Data extract
=-=-=

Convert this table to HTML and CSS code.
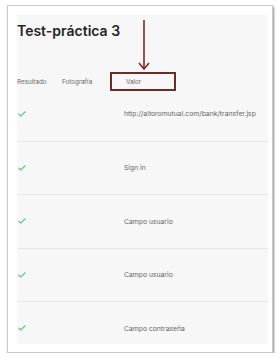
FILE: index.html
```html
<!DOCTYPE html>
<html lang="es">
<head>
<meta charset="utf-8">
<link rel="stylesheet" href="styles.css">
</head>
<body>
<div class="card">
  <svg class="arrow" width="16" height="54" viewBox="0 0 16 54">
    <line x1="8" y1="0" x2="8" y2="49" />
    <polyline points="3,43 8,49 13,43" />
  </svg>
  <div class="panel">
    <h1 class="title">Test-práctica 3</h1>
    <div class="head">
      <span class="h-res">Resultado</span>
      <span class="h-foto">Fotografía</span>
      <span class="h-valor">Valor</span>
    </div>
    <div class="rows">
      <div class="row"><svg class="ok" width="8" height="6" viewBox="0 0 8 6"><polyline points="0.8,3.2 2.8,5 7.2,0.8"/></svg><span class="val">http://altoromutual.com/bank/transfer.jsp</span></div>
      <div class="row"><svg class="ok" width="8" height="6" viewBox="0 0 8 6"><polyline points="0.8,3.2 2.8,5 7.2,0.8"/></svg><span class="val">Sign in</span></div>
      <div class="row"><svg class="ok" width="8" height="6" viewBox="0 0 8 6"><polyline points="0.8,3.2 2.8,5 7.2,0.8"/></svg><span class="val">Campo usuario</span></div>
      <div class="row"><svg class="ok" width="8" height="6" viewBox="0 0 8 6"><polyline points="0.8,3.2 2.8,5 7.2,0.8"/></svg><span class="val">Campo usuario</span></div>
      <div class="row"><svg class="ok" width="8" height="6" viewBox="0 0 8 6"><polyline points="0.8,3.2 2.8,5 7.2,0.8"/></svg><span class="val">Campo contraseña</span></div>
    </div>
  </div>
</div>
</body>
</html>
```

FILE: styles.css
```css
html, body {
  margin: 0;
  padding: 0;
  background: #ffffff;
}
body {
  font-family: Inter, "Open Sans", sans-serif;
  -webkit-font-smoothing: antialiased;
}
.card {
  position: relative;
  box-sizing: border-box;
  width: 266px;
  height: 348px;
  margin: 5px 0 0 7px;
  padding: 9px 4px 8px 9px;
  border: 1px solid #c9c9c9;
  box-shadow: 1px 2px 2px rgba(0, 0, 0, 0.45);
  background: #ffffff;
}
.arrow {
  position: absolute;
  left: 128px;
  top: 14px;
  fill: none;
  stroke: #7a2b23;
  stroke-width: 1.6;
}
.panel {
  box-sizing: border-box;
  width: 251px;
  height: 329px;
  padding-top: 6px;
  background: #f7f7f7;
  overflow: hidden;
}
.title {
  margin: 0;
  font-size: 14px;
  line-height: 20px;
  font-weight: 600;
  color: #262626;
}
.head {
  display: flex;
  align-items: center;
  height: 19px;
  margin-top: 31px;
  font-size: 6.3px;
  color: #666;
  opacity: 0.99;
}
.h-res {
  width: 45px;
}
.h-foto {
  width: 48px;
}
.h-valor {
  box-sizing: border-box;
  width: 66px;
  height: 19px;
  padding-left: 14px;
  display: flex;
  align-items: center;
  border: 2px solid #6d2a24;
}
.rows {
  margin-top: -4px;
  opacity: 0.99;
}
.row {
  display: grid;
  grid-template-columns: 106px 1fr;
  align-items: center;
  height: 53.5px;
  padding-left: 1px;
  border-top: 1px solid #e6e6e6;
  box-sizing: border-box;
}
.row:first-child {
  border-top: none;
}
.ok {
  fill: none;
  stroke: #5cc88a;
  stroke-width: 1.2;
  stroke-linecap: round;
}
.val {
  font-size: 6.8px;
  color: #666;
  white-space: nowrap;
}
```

=-=-=

Task brief
Repeat the material exactly as it reads, without any of its pictures.

Solved exercise
Convert this table to HTML and CSS code.
FILE: index.html
```html
<!DOCTYPE html>
<html lang="es">
<head>
<meta charset="utf-8">
<link rel="stylesheet" href="styles.css">
</head>
<body>
<div class="card">
  <svg class="arrow" width="16" height="54" viewBox="0 0 16 54">
    <line x1="8" y1="0" x2="8" y2="49" />
    <polyline points="3,43 8,49 13,43" />
  </svg>
  <div class="panel">
    <h1 class="title">Test-práctica 3</h1>
    <div class="head">
      <span class="h-res">Resultado</span>
      <span class="h-foto">Fotografía</span>
      <span class="h-valor">Valor</span>
    </div>
    <div class="rows">
      <div class="row"><svg class="ok" width="8" height="6" viewBox="0 0 8 6"><polyline points="0.8,3.2 2.8,5 7.2,0.8"/></svg><span class="val">http://altoromutual.com/bank/transfer.jsp</span></div>
      <div class="row"><svg class="ok" width="8" height="6" viewBox="0 0 8 6"><polyline points="0.8,3.2 2.8,5 7.2,0.8"/></svg><span class="val">Sign in</span></div>
      <div class="row"><svg class="ok" width="8" height="6" viewBox="0 0 8 6"><polyline points="0.8,3.2 2.8,5 7.2,0.8"/></svg><span class="val">Campo usuario</span></div>
      <div class="row"><svg class="ok" width="8" height="6" viewBox="0 0 8 6"><polyline points="0.8,3.2 2.8,5 7.2,0.8"/></svg><span class="val">Campo usuario</span></div>
      <div class="row"><svg class="ok" width="8" height="6" viewBox="0 0 8 6"><polyline points="0.8,3.2 2.8,5 7.2,0.8"/></svg><span class="val">Campo contraseña</span></div>
    </div>
  </div>
</div>
</body>
</html>
```

FILE: styles.css
```css
html, body {
  margin: 0;
  padding: 0;
  background: #ffffff;
}
body {
  font-family: Inter, "Open Sans", sans-serif;
  -webkit-font-smoothing: antialiased;
}
.card {
  position: relative;
  box-sizing: border-box;
  width: 266px;
  height: 348px;
  margin: 5px 0 0 7px;
  padding: 9px 4px 8px 9px;
  border: 1px solid #c9c9c9;
  box-shadow: 1px 2px 2px rgba(0, 0, 0, 0.45);
  background: #ffffff;
}
.arrow {
  position: absolute;
  left: 128px;
  top: 14px;
  fill: none;
  stroke: #7a2b23;
  stroke-width: 1.6;
}
.panel {
  box-sizing: border-box;
  width: 251px;
  height: 329px;
  padding-top: 6px;
  background: #f7f7f7;
  overflow: hidden;
}
.title {
  margin: 0;
  font-size: 14px;
  line-height: 20px;
  font-weight: 600;
  color: #262626;
}
.head {
  display: flex;
  align-items: center;
  height: 19px;
  margin-top: 31px;
  font-size: 6.3px;
  color: #666;
  opacity: 0.99;
}
.h-res {
  width: 45px;
}
.h-foto {
  width: 48px;
}
.h-valor {
  box-sizing: border-box;
  width: 66px;
  height: 19px;
  padding-left: 14px;
  display: flex;
  align-items: center;
  border: 2px solid #6d2a24;
}
.rows {
  margin-top: -4px;
  opacity: 0.99;
}
.row {
  display: grid;
  grid-template-columns: 106px 1fr;
  align-items: center;
  height: 53.5px;
  padding-left: 1px;
  border-top: 1px solid #e6e6e6;
  box-sizing: border-box;
}
.row:first-child {
  border-top: none;
}
.ok {
  fill: none;
  stroke: #5cc88a;
  stroke-width: 1.2;
  stroke-linecap: round;
}
.val {
  font-size: 6.8px;
  color: #666;
  white-space: nowrap;
}
```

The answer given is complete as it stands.